Friday, 2 November 2007
What I am talking about are things like visiting friends. Tonight, for example, the plan was to visit my brother. So far so good, but then reality strikes back at you.
Everything needs to revolve around Dylan’s routine, and the routine specifies that he needs to be fed at 19:00. Given that he’s supposed to sleep, we don’t want to feed him at home and then go to my brother’s place while he’s asleep because his sleep will be interrupted, so the conclusion is that we need to be at my brother’s place a bit before 19:00 and feed him there.

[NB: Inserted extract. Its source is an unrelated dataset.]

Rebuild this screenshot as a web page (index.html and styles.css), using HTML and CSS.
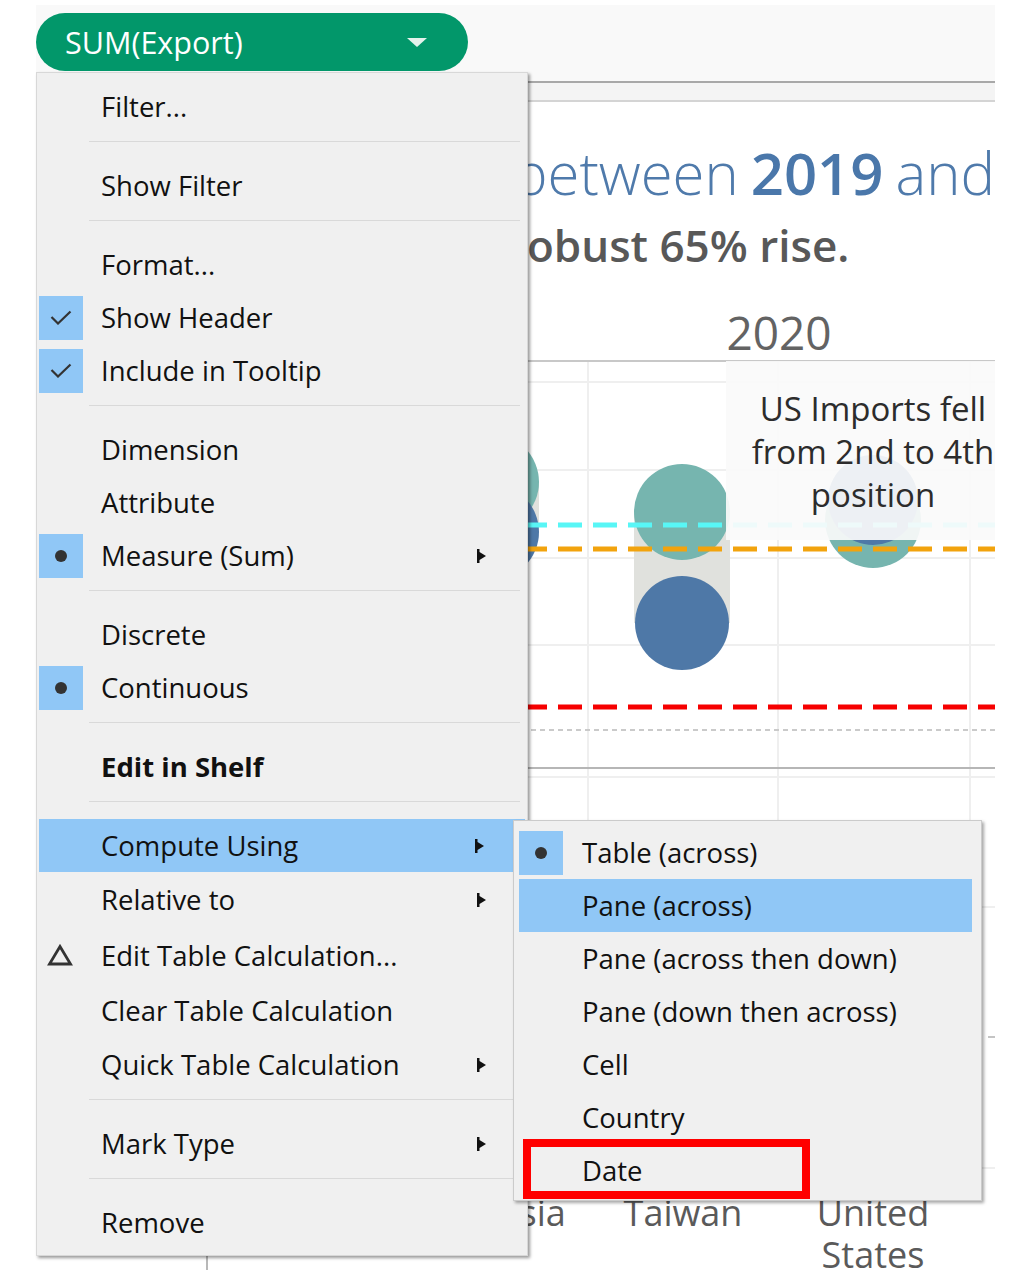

However, we cannot be there much before 19:00, as we need to bath Dylan as well – the bath is an integral part of the night sleep routine. And given that it’s a part of the night routine you want to do it close to the rest of the night routine, so we need to give Dylan his bath just before we go.
Once Dylan finishes his 19:00 feed he needs to be settled. Today he’s had his “I’m a four month old baby” immunization injections, so he’s not particularly in the mood to be settled; but once settled he needs to go to sleep, something that is possible either on the pram (the not as good solution) or we can take our port-a-cot with us (the good solution). The problem with the port-a-cot solution is that while it’s a mild pain to type “port-a-cot” on the PC it’s a much bigger pain to implement: you need to carry it, carry accompanying sheets and leak protection measures, assemble the cot and all, and then disassemble it. Bridges were built through lesser efforts. And then there’s the theoretical chance that’s enhanced through the jabs that Dylan won’t settle in the first place, in which case the visit can be very short.
Yet another problem is the problem of dinner. Our dinner. Given that I’m only back from work at about 18:00 or so, and given Dylan’s bath and the drive to my brother, we won’t have time to have dinner before we leave. And no, starvation is not an option, not when the entire affair is being organized so that we could have a good time.
The bottom line? Either I’m going to ask my brother to come to our place instead or we’re going to rent The Transformers. At least this way we’re going to have something meet our eyes.